The report looks at the problems associated with the current definition (listed on pages 13 and 14) which defines a household as being in fuel poverty if it would need to spend more than 10 per cent of its income to achieve an ‘adequate’ level of warmth through the year and on other energy costs. As an example, a key issue includes the fact that the 10 per cent figure “is derived from an original calculation that in 1988 the median household spent 5 per cent of its net income on fuel, and that twice this ration might be taken as ‘unreasonable'”
As a result of these shortcomings, the report goes on to consider six other potential ways of measuring fuel poverty. The first of these is key to London which is to look at the costs of energy to a household ‘after housing costs’ are taken into consideration rather than on ‘full income’, as is currently the case with the present definition. Taking this route, the report states that the “higher housing costs in London mean that this region accounts for a higher proportion of households identified under this indicator.” [page 123]. (see here for further details on this issue).
Though each of the six new approaches have advantages, there are also problems associated with them. Hence, the final indicator opted for by the Hills Review team (as set out in Chapter 7 of the report) is a combination of two of the six approaches called the ‘Low Income – High Costs’ indicator and – importantly for London – it uses an after houses cost measure of income.
The result of using such a definition results in the number of fuel poor households in England falling from around 4 million under the current definition, to 2.7m. Much of the press coverage around the report highlighted how such a result was politically convenient to the Government, however, the new indicator highlights that there remains both a significant and stable number of fuel poor households in England which has not been reduced, despite the wide number of energy efficiency programmes in operation over the past decade (CERT, CESP, Warm Front, Decent Homes etc), and that the target set out in the Warm Homes and Energy Conservation Act 2000, to eradicate fuel poverty as far as reasonably practicable, is far from being achieved. Additionally, Prof Hill highlights that much more needs to be done by Government tackle the ‘scandalous’ level of Excess Winter Deaths (EWD) of around 2,700 each year as a result of fuel poverty, as set out in the report.
The interim report has been released for consultation with a final report to be presented to DECC around January which will then be published more widely shortly after this. This final report will also provide potential policy proposals from the Hill team.
An additional issue, not touched on in the report, is the introduction by Government of the Affordable Rent Model as a new mechanism to fund the building of new social housing. The result of such a policy will increase rents to social tenants – especially in London – when signing new contracts with their provider (as highlighted earlier this year in the London Assembly’s report ‘The Affordable Rent Model and its implications for London’) which in turn will have implications on the number of fuel poor in London as a result of the new indicator taking into account housing costs.
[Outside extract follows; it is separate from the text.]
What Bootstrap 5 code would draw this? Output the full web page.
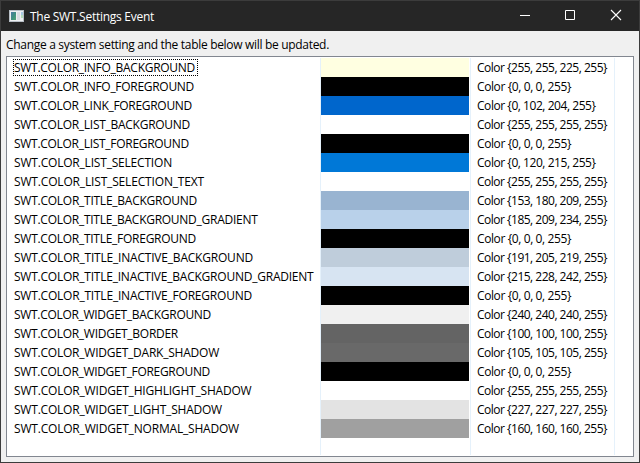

No regional breakdown of this revised number of fuel poor is provided in the interim report – to find out if this shift to increasing the number of fuel poor in London actually happens under the newly defined indicator – but hopefully will be in the final study…
More challenging times for renewables in London?
21 October 2011: The Government’s proposals for future Renewable Obligation (RO) banding levels for different renewable electricity levels have been published today for consultation. The bands set the level of subsidy provided through granting Renewable Obligation Certificates (ROCs) – awarded per MWh (megawatt-hour) of electricity generated – and range from 0.5 ROCs to 2 ROCs per MWh depending on the technology. The ROCs programme runs in tandem to the Feed in Tariffs (FIT) mechanism but is applicable to larger renewable technologies, generally above 5MW capacity.
The consultation moves to providing longer term guidance on the levels of support available to renewable generators whilst also reducing the levels of ROCs support awarded to many technologies and also introducing an element of regression as in the FIT regime (ie a percentage reduction to the levels of support year on year).
Progress on developing larger renewable energy projects in London has been incredibly slow, with only a few notable schemes based around the use of sewage gas at water treatment plant, the capture of landfill gas, and single larger-scale wind project.
DECC’s proposals will do little to help and potentially much to hinder the situation for London. Key renewable technologies being supported for London such as advanced gasification and pyrolysis are to have their levels of support reduced (see Table 2 of the consultation paper for the full list of specific proposals). These are already high risk projects and hence this will do little to get these nascent technologies off the ground. Ditto for urban-based anaerobic digestion plant which are also having their levels of support reduced.
Similarly reducing support to energy from waste CHP without clarifying the level of Renewable Heat Incentive (RHI) tariff that might also be available will do little to inspire confidence in operators considering converting their plant to CHP mode and investing in new district heating infrastructure. Cities are already severely limited in their ability to contribute to the UK’s ambitious renewable energy targets: waste does however provide a key opportunity but project costs are typically much higher due to land value amongst many other factors.
More needs to be done to support the growth of renewables in London and other cities to exploit opportunities to deliver low carbon heat and power to their communities. Government should perhaps consider introducing a ‘ROC uplift’ for urban based schemes to help bring these more challenging city renewable schemes forward – that is – an additional 0.5 to 1.0 ROCs for those schemes developed in cities, with a priority given to those that deliver decentralised heat networks as part of their scheme.